Aim: Your copy of the material must match it exactly, except that pictures are dropped.

Data lines:

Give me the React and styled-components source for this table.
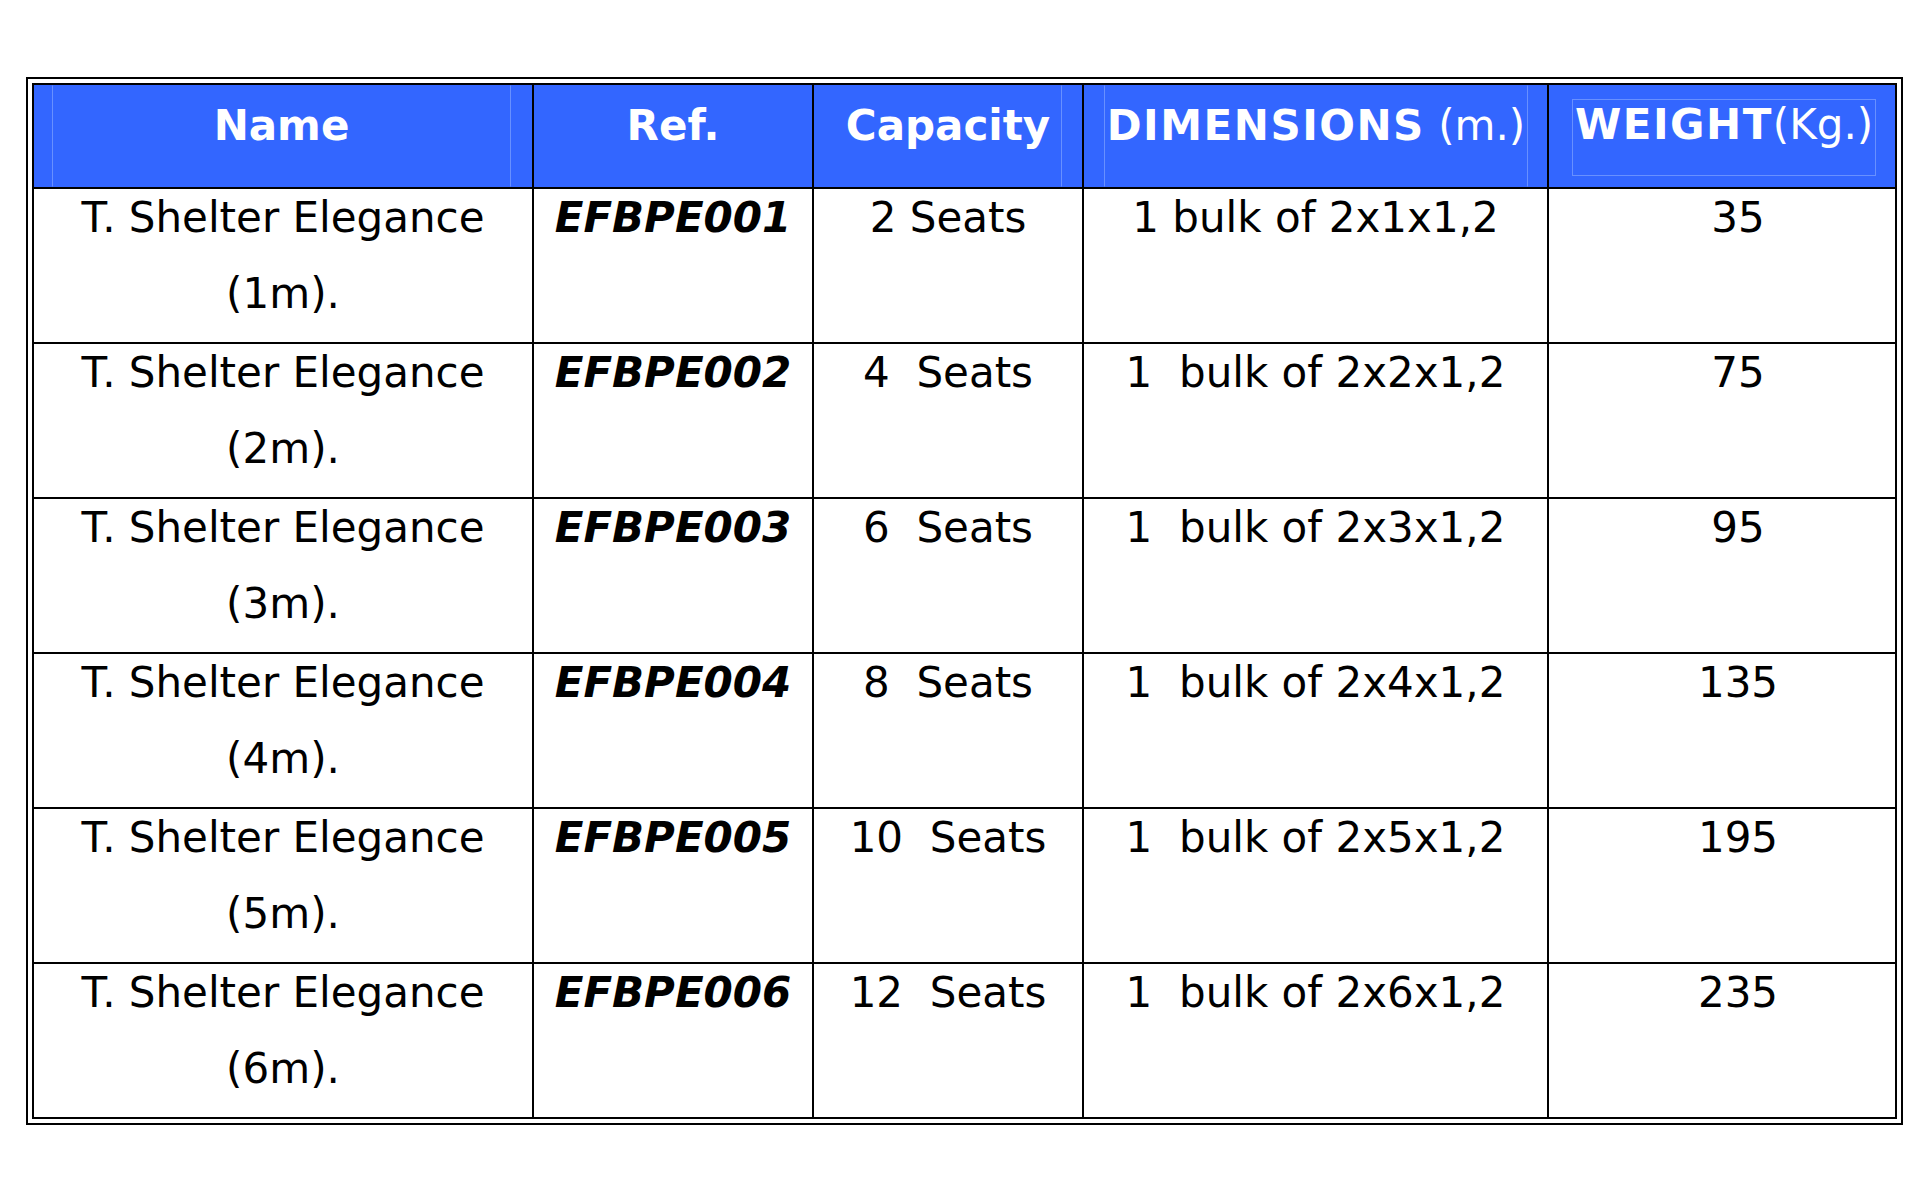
import styled, { createGlobalStyle } from "styled-components"

const GlobalStyle = createGlobalStyle`
  body {
    margin: 0;
    background: #ffffff;
  }
`;

const Page = styled.div`
  padding: 77px 0 0 26px;
  font-family: "DejaVu Sans", Verdana, sans-serif;
`;

const Frame = styled.div`
  display: inline-block;
  border: 2px solid #000;
  padding: 4px;
`;

const Table = styled.table`
  border-collapse: collapse;
  table-layout: fixed;
  width: 1863px;
`;

const HeadRow = styled.tr`
  height: 104px;
`;

const BodyRow = styled.tr`
  height: 155px;
`;

const Th = styled.th`
  border: 2px solid #000;
  background: #3366ff;
  color: #fff;
  padding: 0;
  vertical-align: top;
  font-size: 42px;
  font-weight: 700;
`;

const HeadBox = styled.div`
  height: ${p => p.$h || 102}px;
  margin: ${p => p.$top || 0}px ${p => p.$right || 0}px 0 ${p => p.$left || 0}px;
  padding-top: ${p => p.$pad ?? 15}px;
  box-sizing: border-box;
  border-left: 1px solid ${p => (p.$lines && p.$lines.includes("l") ? "#6890ff" : "transparent")};
  border-right: 1px solid ${p => (p.$lines && p.$lines.includes("r") ? "#6890ff" : "transparent")};
  border-top: 1px solid ${p => (p.$lines && p.$lines.includes("t") ? "#6890ff" : "transparent")};
  border-bottom: 1px solid ${p => (p.$lines && p.$lines.includes("b") ? "#6890ff" : "transparent")};
  text-align: center;
  white-space: nowrap;
`;

const Caps = styled.span`
  letter-spacing: 1.5px;
`;

const Light = styled.span`
  font-weight: 400;
`;

const Td = styled.td`
  border: 2px solid #000;
  padding: 0 ${p => p.$padRight || 0}px 0 ${p => p.$padLeft || 0}px;
  vertical-align: top;
  text-align: center;
  font-size: 42px;
  color: #000;
  font-weight: ${p => (p.$ref ? 700 : 400)};
  font-style: ${p => (p.$ref ? "italic" : "normal")};
`;

const CellText = styled.div`
  line-height: 76px;
  margin-top: -9px;
`;

const rows = [
  ["T. Shelter Elegance (1m).", "EFBPE001", "2 Seats", "1 bulk of 2x1x1,2", "35"],
  ["T. Shelter Elegance (2m).", "EFBPE002", "4\u00a0 Seats", "1\u00a0 bulk of 2x2x1,2", "75"],
  ["T. Shelter Elegance (3m).", "EFBPE003", "6\u00a0 Seats", "1\u00a0 bulk of 2x3x1,2", "95"],
  ["T. Shelter Elegance (4m).", "EFBPE004", "8\u00a0 Seats", "1\u00a0 bulk of 2x4x1,2", "135"],
  ["T. Shelter Elegance (5m).", "EFBPE005", "10\u00a0 Seats", "1\u00a0 bulk of 2x5x1,2", "195"],
  ["T. Shelter Elegance (6m).", "EFBPE006", "12\u00a0 Seats", "1\u00a0 bulk of 2x6x1,2", "235"],
];

const App = () => {
  return (
    <Page>
      <GlobalStyle />
      <Frame>
        <Table>
          <colgroup>
            <col style={{ width: 500 }} />
            <col style={{ width: 280 }} />
            <col style={{ width: 270 }} />
            <col style={{ width: 465 }} />
            <col style={{ width: 348 }} />
          </colgroup>
          <thead>
            <HeadRow>
              <Th>
                <HeadBox $left={18} $right={21} $lines="lr">Name</HeadBox>
              </Th>
              <Th>
                <HeadBox>Ref.</HeadBox>
              </Th>
              <Th>
                <HeadBox $left={20} $right={20} $lines="r">Capacity</HeadBox>
              </Th>
              <Th>
                <HeadBox $left={20} $right={19} $lines="lr">
                  <Caps>DIMENSIONS</Caps><Light> (m.)</Light>
                </HeadBox>
              </Th>
              <Th>
                <HeadBox $left={23} $right={19} $top={14} $h={77} $pad={0} $lines="lrtb">
                  <Caps>WEIGHT</Caps><Light>(Kg.)</Light>
                </HeadBox>
              </Th>
            </HeadRow>
          </thead>
          <tbody>
            {rows.map(r => (
              <BodyRow key={r[1]}>
                <Td><CellText>{r[0]}</CellText></Td>
                <Td $ref><CellText>{r[1]}</CellText></Td>
                <Td><CellText>{r[2]}</CellText></Td>
                <Td><CellText>{r[3]}</CellText></Td>
                <Td $padLeft={32}><CellText>{r[4]}</CellText></Td>
              </BodyRow>
            ))}
          </tbody>
        </Table>
      </Frame>
    </Page>
  )
}

export default App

In response:
Give me the React and styled-components source for this table.
import styled, { createGlobalStyle } from "styled-components"

const GlobalStyle = createGlobalStyle`
  body {
    margin: 0;
    background: #ffffff;
  }
`;

const Page = styled.div`
  padding: 77px 0 0 26px;
  font-family: "DejaVu Sans", Verdana, sans-serif;
`;

const Frame = styled.div`
  display: inline-block;
  border: 2px solid #000;
  padding: 4px;
`;

const Table = styled.table`
  border-collapse: collapse;
  table-layout: fixed;
  width: 1863px;
`;

const HeadRow = styled.tr`
  height: 104px;
`;

const BodyRow = styled.tr`
  height: 155px;
`;

const Th = styled.th`
  border: 2px solid #000;
  background: #3366ff;
  color: #fff;
  padding: 0;
  vertical-align: top;
  font-size: 42px;
  font-weight: 700;
`;

const HeadBox = styled.div`
  height: ${p => p.$h || 102}px;
  margin: ${p => p.$top || 0}px ${p => p.$right || 0}px 0 ${p => p.$left || 0}px;
  padding-top: ${p => p.$pad ?? 15}px;
  box-sizing: border-box;
  border-left: 1px solid ${p => (p.$lines && p.$lines.includes("l") ? "#6890ff" : "transparent")};
  border-right: 1px solid ${p => (p.$lines && p.$lines.includes("r") ? "#6890ff" : "transparent")};
  border-top: 1px solid ${p => (p.$lines && p.$lines.includes("t") ? "#6890ff" : "transparent")};
  border-bottom: 1px solid ${p => (p.$lines && p.$lines.includes("b") ? "#6890ff" : "transparent")};
  text-align: center;
  white-space: nowrap;
`;

const Caps = styled.span`
  letter-spacing: 1.5px;
`;

const Light = styled.span`
  font-weight: 400;
`;

const Td = styled.td`
  border: 2px solid #000;
  padding: 0 ${p => p.$padRight || 0}px 0 ${p => p.$padLeft || 0}px;
  vertical-align: top;
  text-align: center;
  font-size: 42px;
  color: #000;
  font-weight: ${p => (p.$ref ? 700 : 400)};
  font-style: ${p => (p.$ref ? "italic" : "normal")};
`;

const CellText = styled.div`
  line-height: 76px;
  margin-top: -9px;
`;

const rows = [
  ["T. Shelter Elegance (1m).", "EFBPE001", "2 Seats", "1 bulk of 2x1x1,2", "35"],
  ["T. Shelter Elegance (2m).", "EFBPE002", "4\u00a0 Seats", "1\u00a0 bulk of 2x2x1,2", "75"],
  ["T. Shelter Elegance (3m).", "EFBPE003", "6\u00a0 Seats", "1\u00a0 bulk of 2x3x1,2", "95"],
  ["T. Shelter Elegance (4m).", "EFBPE004", "8\u00a0 Seats", "1\u00a0 bulk of 2x4x1,2", "135"],
  ["T. Shelter Elegance (5m).", "EFBPE005", "10\u00a0 Seats", "1\u00a0 bulk of 2x5x1,2", "195"],
  ["T. Shelter Elegance (6m).", "EFBPE006", "12\u00a0 Seats", "1\u00a0 bulk of 2x6x1,2", "235"],
];

const App = () => {
  return (
    <Page>
      <GlobalStyle />
      <Frame>
        <Table>
          <colgroup>
            <col style={{ width: 500 }} />
            <col style={{ width: 280 }} />
            <col style={{ width: 270 }} />
            <col style={{ width: 465 }} />
            <col style={{ width: 348 }} />
          </colgroup>
          <thead>
            <HeadRow>
              <Th>
                <HeadBox $left={18} $right={21} $lines="lr">Name</HeadBox>
              </Th>
              <Th>
                <HeadBox>Ref.</HeadBox>
              </Th>
              <Th>
                <HeadBox $left={20} $right={20} $lines="r">Capacity</HeadBox>
              </Th>
              <Th>
                <HeadBox $left={20} $right={19} $lines="lr">
                  <Caps>DIMENSIONS</Caps><Light> (m.)</Light>
                </HeadBox>
              </Th>
              <Th>
                <HeadBox $left={23} $right={19} $top={14} $h={77} $pad={0} $lines="lrtb">
                  <Caps>WEIGHT</Caps><Light>(Kg.)</Light>
                </HeadBox>
              </Th>
            </HeadRow>
          </thead>
          <tbody>
            {rows.map(r => (
              <BodyRow key={r[1]}>
                <Td><CellText>{r[0]}</CellText></Td>
                <Td $ref><CellText>{r[1]}</CellText></Td>
                <Td><CellText>{r[2]}</CellText></Td>
                <Td><CellText>{r[3]}</CellText></Td>
                <Td $padLeft={32}><CellText>{r[4]}</CellText></Td>
              </BodyRow>
            ))}
          </tbody>
        </Table>
      </Frame>
    </Page>
  )
}

export default App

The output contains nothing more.